Five things I learnt from renovating a house in Kent

Reading Time: 4 minute read.

Five things I learnt from renovating a house in Kent

Three years ago yesterday, My wife and I made our last and final offer on the house in Kent. This offer went on to be accepted. Six months later, we owned the fixer-upper house we had absolutely never dreamed of owning. (↑ That’s the house up there. ↑)

So I thought now, after 30 odd months of ownership, would be an excellent time to share some pearls of wisdom that we learnt.

  1. When tradespeople offer to help, check out there work beforehand – friends included!
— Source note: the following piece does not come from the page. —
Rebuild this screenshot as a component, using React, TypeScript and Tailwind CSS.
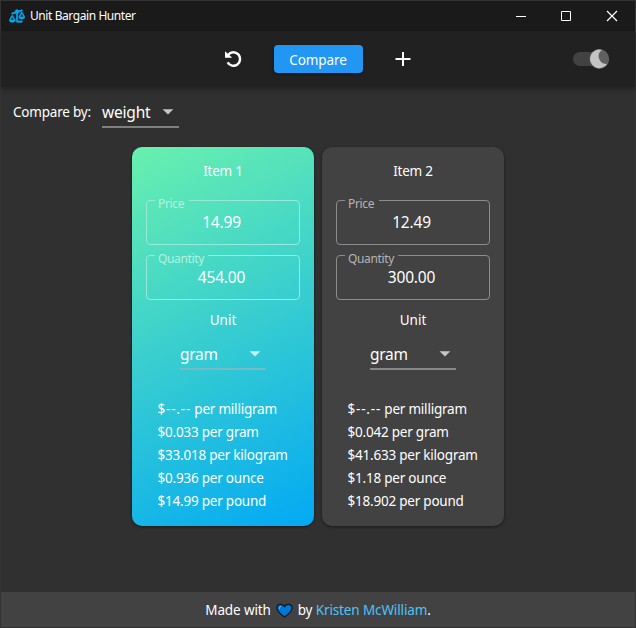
import React from "react";
import { FaScaleUnbalanced } from "react-icons/fa6";

function Caret({ className }: { className: string }) {
  return (
    <svg className={className} width="12" height="6" viewBox="0 0 12 6">
      <path d="M0.5 0.3h10.8L6 5.5z" fill="currentColor" />
    </svg>
  );
}

type FieldProps = { label: string; value: string; gap: string; labelTone: string; border: string; tracking: string };

function Field({ label, value, gap, labelTone, border, tracking }: FieldProps) {
  return (
    <div className="relative h-[45px] w-[154px]">
      <fieldset className={`h-[45px] rounded-[4px] border pl-[8px] ${border}`}>
        <legend className={`h-px ${gap}`} />
        <div className="-ml-[11px] pt-[10px] text-center text-[15.5px] leading-[22px] tracking-[-0.2px]">
          <span>{value}</span>
        </div>
      </fieldset>
      <span className={`absolute left-[12px] top-[-4px] text-[12px] leading-[16px] ${labelTone} ${tracking}`}>{label}</span>
    </div>
  );
}

type Rate = { amount: string; unit: string };
type Item = { name: string; price: string; quantity: string; best: boolean; rates: Rate[] };

const items: Item[] = [
  {
    name: "Item 1",
    price: "14.99",
    quantity: "454.00",
    best: true,
    rates: [
      { amount: "$--.--", unit: "milligram" },
      { amount: "$0.033", unit: "gram" },
      { amount: "$33.018", unit: "kilogram" },
      { amount: "$0.936", unit: "ounce" },
      { amount: "$14.99", unit: "pound" },
    ],
  },
  {
    name: "Item 2",
    price: "12.49",
    quantity: "300.00",
    best: false,
    rates: [
      { amount: "$--.--", unit: "milligram" },
      { amount: "$0.042", unit: "gram" },
      { amount: "$41.633", unit: "kilogram" },
      { amount: "$1.18", unit: "ounce" },
      { amount: "$18.902", unit: "pound" },
    ],
  },
];

function Card({ item }: { item: Item }) {
  const labelTone = item.best ? "text-[#b4f2e0]" : "text-[#b5b5b5]";
  const border = item.best ? "border-[#96eadb]" : "border-[#8c8c8c]";
  return (
    <section
      className={`flex h-[379px] w-[182px] flex-col items-center rounded-[10px] shadow-[0_1px_3px_rgba(0,0,0,0.5)] ${
        item.best ? "bg-[linear-gradient(154.35deg,#69f0ae,#03a9f4)]" : "bg-[#424242]"
      }`}
    >
      <h2 className="mt-[14px] text-[13.5px] leading-5 tracking-[-0.2px]">{item.name}</h2>
      <div className="mt-[19px] flex flex-col gap-[10px]">
        <Field label="Price" value={item.price} gap="w-[34px]" labelTone={labelTone} border={border} tracking="tracking-[-0.35px]" />
        <Field label="Quantity" value={item.quantity} gap="w-[53px]" labelTone={labelTone} border={border} tracking="tracking-[-0.35px]" />
      </div>
      <div className="mt-[10px] text-[13.5px] leading-5">Unit</div>
      <div className={`mt-[12px] flex h-[28px] w-[86px] justify-between border-b-2 ${item.best ? "border-[#79b9c4]" : "border-[#888888]"}`}>
        <span className="text-[15.5px] leading-6 tracking-[-0.3px]">gram</span>
        <Caret className={`mr-[5px] mt-[9px] ${item.best ? "text-[#c4eff4]" : "text-[#c6c6c6]"}`} />
      </div>
      <ul className="mt-[28px] ml-[25.5px] self-start text-[13.5px] leading-[23px] tracking-[-0.22px]">
        {item.rates.map(({ amount, unit }) => (
          <li key={unit} className="whitespace-nowrap">
            <span className={amount.includes("--") ? "tracking-[0.8px]" : ""}>{amount}</span> per {unit}
          </li>
        ))}
      </ul>
    </section>
  );
}

export default function App() {
  return (
    <div className="flex h-[628px] w-[636px] flex-col border border-[#333333] bg-[#303030] font-['Noto_Sans',sans-serif] text-white">
      <header className="flex h-[30px] shrink-0 items-center bg-[#1a1a1a]">
        <FaScaleUnbalanced className="ml-[8px] h-[14px] w-[16px] text-[#03a9f4]" stroke="#03a9f4" strokeWidth="14" />
        <span className="ml-[5px] text-[12px] tracking-[-0.42px]">Unit Bargain Hunter</span>
        <svg className="ml-auto mr-[16px]" width="104" height="12" viewBox="0 0 104 12" fill="none" stroke="white">
          <path d="M1 6.5h10" />
          <path d="M46.5 1.5h9v9h-9z" />
          <path d="M92 1l10 10M102 1L92 11" strokeWidth="1.2" />
        </svg>
      </header>
      <nav className="relative flex h-[56px] shrink-0 items-center bg-[#212121] shadow-[0_2px_5px_rgba(0,0,0,0.35)]">
        <svg className="ml-[224px]" width="17" height="18" viewBox="0 0 17 18" fill="none">
          <path d="M3.300 4.700A6.700 6.700 0 1 1 2.600 12.400" stroke="white" strokeWidth="2.5" />
          <path d="M0 1.200L0 7.700H7.300z" fill="white" />
        </svg>
        <button className="ml-[31.5px] h-[28px] w-[89px] rounded-[4px] bg-[#2196f3] pt-[2px] text-[13.5px] leading-5 tracking-[-0.1px] shadow-[0_1px_3px_rgba(0,0,0,0.5)]">Compare</button>
        <svg className="ml-[32px]" width="16" height="16" viewBox="0 0 16 16" stroke="white" strokeWidth="2">
          <path d="M8 1v14M0.5 8h15" />
        </svg>
        <div className="ml-auto mr-[25px]">
          <svg width="38" height="22" viewBox="0 0 38 22">
            <rect x="1" y="4" width="34" height="14" rx="7" fill="#424242" />
            <circle cx="27.3" cy="11" r="9.9" fill="#606060" />
            <path d="M30 2A7.600 7.600 0 0 0 35.300 15.800A9.300 9.300 0 1 1 30 2z" fill="#c4c4c4" />
          </svg>
        </div>
      </nav>
      <main className="flex-1">
        <div className="flex h-[60px] pl-[12px] pt-[11px]">
          <span className="mt-[4px] w-[79px] whitespace-nowrap text-[13.5px] leading-5 tracking-[-0.2px]">Compare by:</span>
          <div className="ml-[10px] flex h-[30px] w-[77px] justify-between border-b-2 border-[#808080]">
            <span className="text-[15.5px] leading-[28px] tracking-[-0.2px]">weight</span>
            <Caret className="mr-[5px] mt-[11px] text-[#c6c6c6]" />
          </div>
        </div>
        <div className="flex justify-center gap-[8px]">
          {items.map((item) => (
            <Card key={item.name} item={item} />
          ))}
        </div>
      </main>
      <footer className="flex h-[35px] shrink-0 items-center justify-center bg-[#424242] pt-px text-[13.5px] tracking-[-0.13px]">
        <span>Made with</span>
        <svg className="mx-[5px]" width="17" height="15" viewBox="0 0 17 15">
          <path d="M8.5 14C5 11.5 1 8.500 1 5C1 1 6 0 8.500 3.500C11 0 16 1 16 5C16 8.500 12 11.500 8.500 14z" fill="#0078d7" stroke="#101820" strokeWidth="1.3" />
          <path d="M3.500 6C3.200 4.500 4 3.500 5 3.400" stroke="#55aaf0" fill="none" strokeWidth="1.2" />
        </svg>
        <span>by <a className="text-[#4fc3f7]">Kristen McWilliam</a>.</span>
      </footer>
    </div>
  );
}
We were offered assistance from the husband of a friend of my wife. My wife knew him and had met him more than a few times, so we had no reason not to trust him. He, however, turned out to be a complete crook who was 100% stealing a living.

He came in to help the builder out (paid by us) to fit the skirting boards and door frames and decorate a couple of the bedrooms. This turned out to be the biggest mistake we ever made. He not only didn’t fit the skirtings correctly; in his paintwork, there was also runs everywhere in every room he touched.
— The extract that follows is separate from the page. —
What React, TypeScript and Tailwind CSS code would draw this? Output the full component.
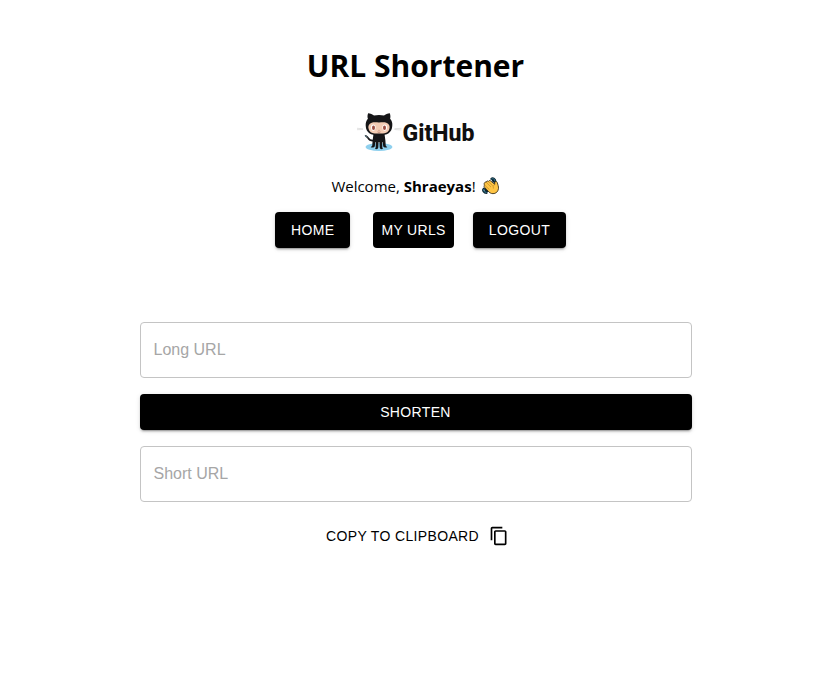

Now obviously this had the potential to turn very nasty (which it did) involving him taking me to court due to me refusing to pay him for his terrible workmanship. Now we settled out of court a week before our court date for about 1/3 of his total invoice. This, however, was still too much.

I checked him out (as part of the court proceedings) and found him to have a terrible reputation and was pretty confident in winning the court case but the stress of it all triggered my IBS which in turn made me quite ill.

  1. Don’t trust anything that comes out of a builders mouth, particularly regarding timescales.

We were quoted by our chosen builder, 4-6 weeks to renovate our house. This renovation involved, moving walls, inserting doors where there wasn’t one, building walls, rewiring, replumbing, new central heating, new windows, hanging new doors and two new bathrooms and a downstairs WC.

We knew that this would probably be nearer two months, which we were okay with as we were living with a very good friend during this time. However – Four months it took before the house was at a point where it was safe enough with my then two-year-old daughter to move in.

We had a lounge, a bedroom and a bathroom. No kitchen, no flooring down in the rest of the house, my daughter slept in with us in our bedroom, and that was it. For the next two months!

  1. Do not make rash decisions.

When the lounge was being rewired, we had HDMI cables hidden in the walls, and power sockets high up for the wall mounted TV. Unfortunately, I  also had the CAT5e cables for the CCTV, and the BT telephone cables ran back to the same place where the HDMI cables terminate. So now we always have to have a cupboard in that position in the lounge, to hide the mess of wires.

If I had taken the time to think about it instead of being put on the spot by the builder, I could have had everything run to the utility room or the garage where I could have put in a wall-mounted comms cabinet and done everything correctly freeing up space in the narrow lounge.

  1. Get a schedule of works, and force your builder to stick to it (if possible)

We didn’t have a schedule of works, we just had a list of things we wanted the builder to do, and he did them in whatever order his team wanted to. Which meant we had an entire house upside down, all with bits started but nothing finished.

  1. Things are not always as they seem!

As mentioned by Mathew – our house is a semi-detached house, next to the unattached side is a plot of land roughly 250m2 that I assumed was council owned.

One afternoon I saw a guy in a suit measuring up this plot of land which I assumed at the time was to try and build on it (There were about 4-5 planning applications for building additional houses in the village on similar plots of land at that time)

This got me worried, so I managed to track down the owner of the area – it wasn’t as I first thought council owned despite the council maintaining it. Once I found the company who owned it from the land registry, I contacted the companies accountant and asked them to pass a message on to the only director.

The director called me within a few minutes and invited me to make an offer. Once we agreed on a price, it was just a case of the formalities going through (although it took longer than the house purchase to go through)

Im very thankful for the chap that was measuring up however, as you spured me on to find the owner of the land and then purchase it to give my daughters a big safe area to play.

Have you done a fixer-upper? How did you find it?